Le rôle militaire de la maison de Guise a été irréprochable ; il n’en est pas de même de son rôle politique. Après avoir adhéré sans réserve à l’admiration qui a si bien inspiré son historien, je me vois forcé de me mettre un peu moins du parti de son enthousiasme. Les Guise désormais ne vont plus faire que des fautes.

C’est pendant le règne de François II, qu’il faut juger François et Charles de Lorraine. Jusqu’alors ils avaient occupé une place très importante dans l’état ; la cour n’avait rien refusé à leur orgueil ; les distinctions, les dignités, les honneurs leur avaient été largement accordés.

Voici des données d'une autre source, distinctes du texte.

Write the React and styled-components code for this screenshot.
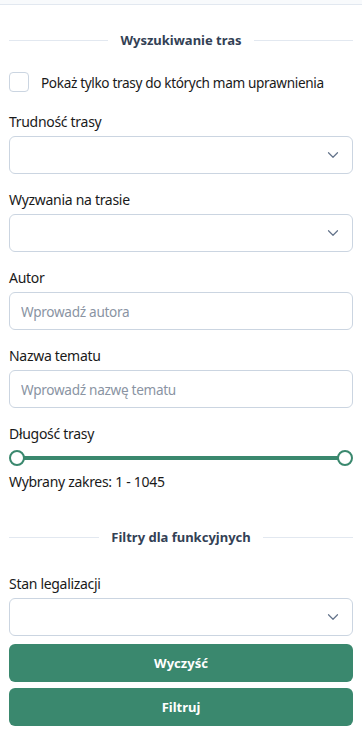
import React, { useState } from "react"
import styled, { createGlobalStyle } from "styled-components"

const GlobalStyle = createGlobalStyle`
  * { box-sizing: border-box; }
  body {
    margin: 0;
    background: #ffffff;
    font-family: "Segoe UI", "Noto Sans", "Open Sans", sans-serif;
    color: #1a1a1a;
  }
`

const green = "#3a886e"

const TopStrip = styled.div`
  height: 5px;
  background: #f8fafc;
  border-bottom: 1px solid #e2e8f0;
`

const Panel = styled.div`
  padding: 0 9px;
  display: flex;
  flex-direction: column;
`

const Divider = styled.div`
  display: flex;
  align-items: center;
  gap: 12px;
  margin-top: ${p => p.$top}px;
  font-size: 13px;
  font-weight: 700;
  color: #334155;
  &::before,
  &::after {
    content: "";
    flex: 1;
    height: 1px;
    background: #e2e8f0;
  }
`

const CheckRow = styled.label`
  display: flex;
  align-items: center;
  gap: 12px;
  margin-top: 23px;
  font-size: 13.6px;
  letter-spacing: -0.35px;
`

const Box = styled.span`
  width: 20px;
  height: 20px;
  border: 1px solid #cbd5e1;
  border-radius: 4px;
  background: #fff;
`

const Field = styled.div`
  display: flex;
  flex-direction: column;
  gap: 5px;
  margin-top: ${p => p.$top || 16}px;
`

const Label = styled.div`
  font-size: 14px;
  line-height: 19px;
  letter-spacing: -0.3px;
`

const SelectBox = styled.div`
  height: 38px;
  border: 1px solid #cbd5e1;
  border-radius: 6px;
  display: flex;
  align-items: center;
  justify-content: flex-end;
  padding-right: 10px;
  color: #64748b;
`

const Input = styled.input`
  height: 38px;
  border: 1px solid #cbd5e1;
  border-radius: 6px;
  padding: 0 11px;
  font-family: inherit;
  font-size: 13.6px;
  letter-spacing: -0.3px;
  outline: none;
  &::placeholder {
    color: #8a94a3;
  }
`

const SliderWrap = styled.div`
  position: relative;
  height: 16px;
  margin: 2px 0 0;
`

const Track = styled.div`
  position: absolute;
  left: 7px;
  right: 7px;
  top: 6px;
  height: 4px;
  background: ${green};
`

const Thumb = styled.div`
  position: absolute;
  top: 0;
  width: 16px;
  height: 16px;
  border-radius: 50%;
  border: 2.5px solid ${green};
  background: #fff;
  ${p => (p.$right ? "right: 0;" : "left: 0;")}
`

const Range = styled.div`
  font-size: 14px;
  letter-spacing: -0.3px;
  margin-top: 6px;
`

const Button = styled.button`
  height: 38px;
  width: 100%;
  border: none;
  border-radius: 6px;
  background: ${green};
  color: #fff;
  font-family: inherit;
  font-size: 13px;
  font-weight: 700;
  margin-top: ${p => p.$top}px;
`

const Chevron = () => (
  <svg width="18" height="18" viewBox="0 0 24 24" fill="none" stroke="currentColor" strokeWidth="1.6" strokeLinecap="round" strokeLinejoin="round">
    <path d="m6 9 6 6 6-6" />
  </svg>
)

const Select = () => (
  <SelectBox>
    <Chevron />
  </SelectBox>
)

export default function App() {
  const [author, setAuthor] = useState("")
  const [topic, setTopic] = useState("")

  return (
    <>
      <GlobalStyle />
      <TopStrip />
      <Panel>
        <Divider $top={26}>Wyszukiwanie tras</Divider>
        <CheckRow>
          <Box />
          Pokaż tylko trasy do których mam uprawnienia
        </CheckRow>

        <Field $top={20}>
          <Label>Trudność trasy</Label>
          <Select />
        </Field>
        <Field>
          <Label>Wyzwania na trasie</Label>
          <Select />
        </Field>
        <Field>
          <Label>Autor</Label>
          <Input value={author} onChange={e => setAuthor(e.target.value)} placeholder="Wprowadź autora" />
        </Field>
        <Field>
          <Label>Nazwa tematu</Label>
          <Input value={topic} onChange={e => setTopic(e.target.value)} placeholder="Wprowadź nazwę tematu" />
        </Field>
        <Field>
          <Label>Długość trasy</Label>
          <SliderWrap>
            <Track />
            <Thumb />
            <Thumb $right />
          </SliderWrap>
        </Field>
        <Range>Wybrany zakres: 1 - 1045</Range>

        <Divider $top={37}>Filtry dla funkcyjnych</Divider>
        <Field $top={28}>
          <Label>Stan legalizacji</Label>
          <Select />
        </Field>
        <Button $top={8}>Wyczyść</Button>
        <Button $top={6}>Filtruj</Button>
      </Panel>
    </>
  )
}
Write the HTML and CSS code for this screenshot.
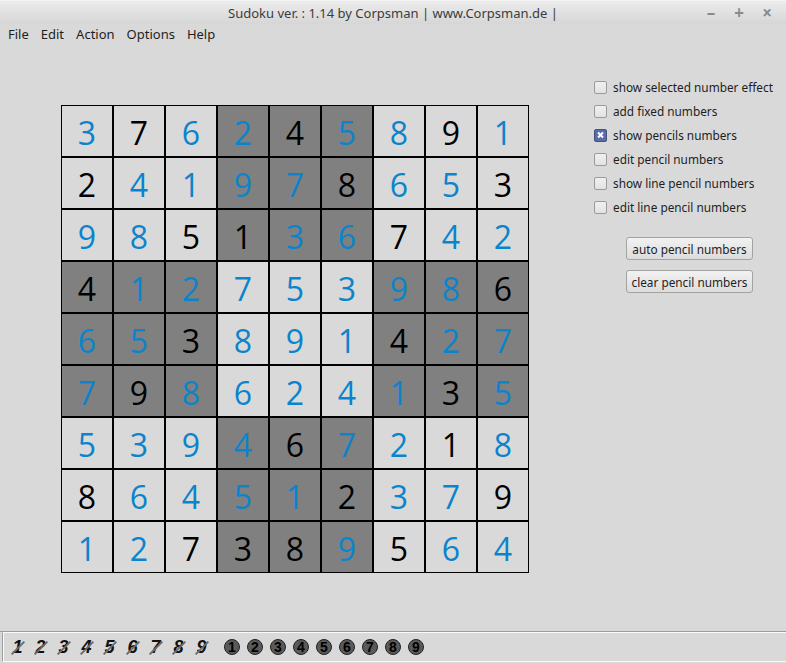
FILE: index.html
```html
<!DOCTYPE html>
<html lang="en">

<head>
    <meta charset="UTF-8">
    <title>Sudoku</title>
    <link rel="stylesheet" href="styles.css">
</head>

<body>
    <div class="window">
        <div class="titlebar">
            <span class="title">Sudoku ver. : 1.14 by Corpsman | www.Corpsman.de |</span>
            <div class="win-buttons">
                <span class="wb">&#8211;</span>
                <span class="wb">+</span>
                <span class="wb">&#215;</span>
            </div>
        </div>

        <div class="menubar">
            <span>File</span>
            <span>Edit</span>
            <span>Action</span>
            <span>Options</span>
            <span>Help</span>
        </div>

        <div class="main">
            <div id="board" class="board"></div>

            <div class="side">
                <label class="check"><span class="box"></span>show selected number effect</label>
                <label class="check"><span class="box"></span>add fixed numbers</label>
                <label class="check"><span class="box checked"></span>show pencils numbers</label>
                <label class="check"><span class="box"></span>edit pencil numbers</label>
                <label class="check"><span class="box"></span>show line pencil numbers</label>
                <label class="check"><span class="box"></span>edit line pencil numbers</label>

                <div class="buttons">
                    <button>auto pencil numbers</button>
                    <button>clear pencil numbers</button>
                </div>
            </div>
        </div>

        <div class="statusbar">
            <div class="status-inner">
                <div id="struck" class="struck-row"></div>
                <div id="dots" class="dot-row"></div>
            </div>
        </div>
    </div>

    <script>
        // b = blue (entered), k = black (fixed)
        const rows = [
            '3b7k6b2b4k5b8b9k1b',
            '2k4b1b9b7b8k6b5b3k',
            '9b8b5k1k3b6b7k4b2b',
            '4k1b2b7b5b3b9b8b6k',
            '6b5b3k8b9b1b4k2b7b',
            '7b9k8b6b2b4b1b3k5b',
            '5b3b9b4b6k7b2b1k8b',
            '8k6b4b5b1b2k3b7b9k',
            '1b2b7k3k8k9b5k6b4b'
        ];
        const board = document.getElementById('board');
        rows.forEach((row, r) => {
            for (let c = 0; c < 9; c++) {
                const cell = document.createElement('div');
                const box = Math.floor(r / 3) * 3 + Math.floor(c / 3);
                cell.className = 'cell' + (box % 2 === 1 ? ' dark' : '');
                cell.classList.add(row[c * 2 + 1] === 'b' ? 'entered' : 'fixed');
                cell.textContent = row[c * 2];
                board.appendChild(cell);
            }
        });

        const struck = document.getElementById('struck');
        const dots = document.getElementById('dots');
        for (let i = 1; i <= 9; i++) {
            const s = document.createElement('span');
            s.className = 'struck';
            s.textContent = i;
            struck.appendChild(s);

            const d = document.createElement('span');
            d.className = 'dot';
            d.textContent = i;
            dots.appendChild(d);
        }
    </script>
</body>

</html>
```

FILE: styles.css
```css
body {
    margin: 0;
    font-family: 'Noto Sans', 'Open Sans', sans-serif;
    background-color: #d9d9d9;
    color: #1e1e1e;
}

.window {
    width: 786px;
    height: 663px;
    display: flex;
    flex-direction: column;
    background-color: #d9d9d9;
    overflow: hidden;
}

.titlebar {
    height: 24px;
    position: relative;
    display: flex;
    align-items: center;
    justify-content: center;
    background: linear-gradient(#ececec, #d6d6d6);
    border-top: 1px solid #f4f4f4;
    box-sizing: border-box;
}

.title {
    font-size: 13px;
    color: #3c3c3c;
}

.win-buttons {
    position: absolute;
    right: 12px;
    top: 2px;
    display: flex;
    gap: 14px;
}

.wb {
    width: 14px;
    text-align: center;
    font-size: 17px;
    font-weight: bold;
    color: #8a8a8a;
    line-height: 20px;
}

.menubar {
    height: 20px;
    display: flex;
    align-items: center;
    gap: 12px;
    padding-left: 8px;
    font-size: 13px;
    color: #1e1e1e;
}

.main {
    flex: 1;
    display: flex;
    padding-top: 61px;
    padding-left: 61px;
}

.board {
    display: grid;
    grid-template-columns: repeat(9, 52px);
    grid-template-rows: repeat(9, 52px);
    width: 468px;
    height: 468px;
}

.cell {
    box-sizing: border-box;
    border: 1px solid #000;
    background-color: #d9d9d9;
    display: flex;
    align-items: center;
    justify-content: center;
    font-family: 'Open Sans', 'Noto Sans', sans-serif;
    font-size: 32px;
    padding-top: 2px;
}

.cell.dark {
    background-color: #808080;
}

.cell.entered {
    color: #0a84cc;
}

.cell.fixed {
    color: #000;
}

.side {
    margin-left: 65px;
    margin-top: -30px;
    display: flex;
    flex-direction: column;
}

.check {
    display: flex;
    align-items: center;
    height: 24px;
    font-size: 11.8px;
    color: #1e1e1e;
}

.box {
    width: 11px;
    height: 11px;
    border: 1px solid #9a9a9a;
    border-radius: 2px;
    background: linear-gradient(#f0f0f0, #e2e2e2);
    margin-right: 6px;
    position: relative;
}

.box.checked {
    background: #5b6aa8;
    border-color: #44507e;
}

.box.checked::before,
.box.checked::after {
    content: '';
    position: absolute;
    left: 2px;
    top: 4.5px;
    width: 7px;
    height: 2px;
    background: #fff;
    transform: rotate(45deg);
}

.box.checked::after {
    transform: rotate(-45deg);
}

.buttons {
    margin-top: 18px;
    margin-left: 32px;
    display: flex;
    flex-direction: column;
    gap: 10px;
}

button {
    width: 127px;
    height: 23px;
    font-family: 'Noto Sans', 'Open Sans', sans-serif;
    font-size: 11.8px;
    color: #1e1e1e;
    background: linear-gradient(#f2f2f2, #dcdcdc);
    border: 1px solid #a3a3a3;
    border-radius: 3px;
    padding: 0;
}

.statusbar {
    height: 32px;
    border-top: 1px solid #9c9c9c;
    box-sizing: border-box;
    padding: 0 0 1px 2px;
}

.status-inner {
    height: 100%;
    box-sizing: border-box;
    border: 1px solid #fafafa;
    border-left: 1px solid #9c9c9c;
    border-right: none;
    box-shadow: inset 1px 0 0 #fafafa;
    display: flex;
    align-items: center;
    padding-left: 6px;
}

.struck-row,
.dot-row {
    display: flex;
    gap: 6px;
}

.dot-row {
    margin-left: 14px;
    gap: 7px;
}

.struck {
    position: relative;
    width: 17px;
    text-align: center;
    font-family: 'Liberation Sans', sans-serif;
    font-size: 18px;
    font-weight: bold;
    font-style: italic;
    color: #111;
    line-height: 20px;
}

.struck::after {
    content: '';
    position: absolute;
    left: 0;
    top: 10px;
    width: 18px;
    height: 2px;
    background: #6a6a6a;
    transform: rotate(-45deg);
}

.dot {
    width: 14px;
    height: 14px;
    border-radius: 50%;
    border: 1px solid #222;
    background: #5a5a5a;
    display: flex;
    align-items: center;
    justify-content: center;
    font-family: 'Liberation Sans', sans-serif;
    font-size: 14px;
    font-weight: bold;
    color: #000;
}
```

Point de limites dans les faveurs, nulle modération dans les imprudens bienfaits de la royauté ; elle avait fait de ces ambitieux étrangers ses premiers sujets, et même quelque chose de plus. Cependant ils n’étaient pas encore les maîtres du royaume ; ils ne le devinrent qu’à la mort de Henri II. Comment usèrent-ils du pouvoir suprême ? S’y montrèrent-ils grands politiques, administrateurs habiles, hommes d’état supérieurs ? Ont-ils marqué leur passage au pouvoir d’une de ces traces à la fois lumineuses et profondes qui, bien qu’obscurcies par la poussière des âges suivans, ne sont jamais complètement effacées, et restent dans les mœurs, dans les institutions, dans la constitution naturelle d’un pays ? C’est là ce qu’il faut examiner ; c’est là qu’est le point en litige. Si, au succès transitoire d’une ambition égoïste, les Guise n’ont associé aucune pensée d’un ordre plus général, ils ne méritent guère plus d’attention qu’un Concini, un d’Épernon, et tant d’autres favoris plus ou moins heureux, que l’histoire nomme en passant et auxquels elle ne tient aucun compte de leur élévation ; mais si les Guise ne se sont pas bornés à élever un monument domestique, s’ils ont apporté aussi une pierre à l’édifice encore nouveau de l’autorité monarchique commise à leur garde ; si, au lieu de l’arrêter dans sa construction laborieuse, ils en ont hâté l’achèvement et dirigé l’essor, ils méritent une place à côté des Suger, des Richelieu, de tous ces ministres qui, après avoir reçu le dépôt de la France, l’ont rendit à leurs successeurs accru, augmenté ou du moins intact. Pour prononcer, il faut examiner dans quel état les princes lorrains ont pris les affaires et comment ils les ont laissées.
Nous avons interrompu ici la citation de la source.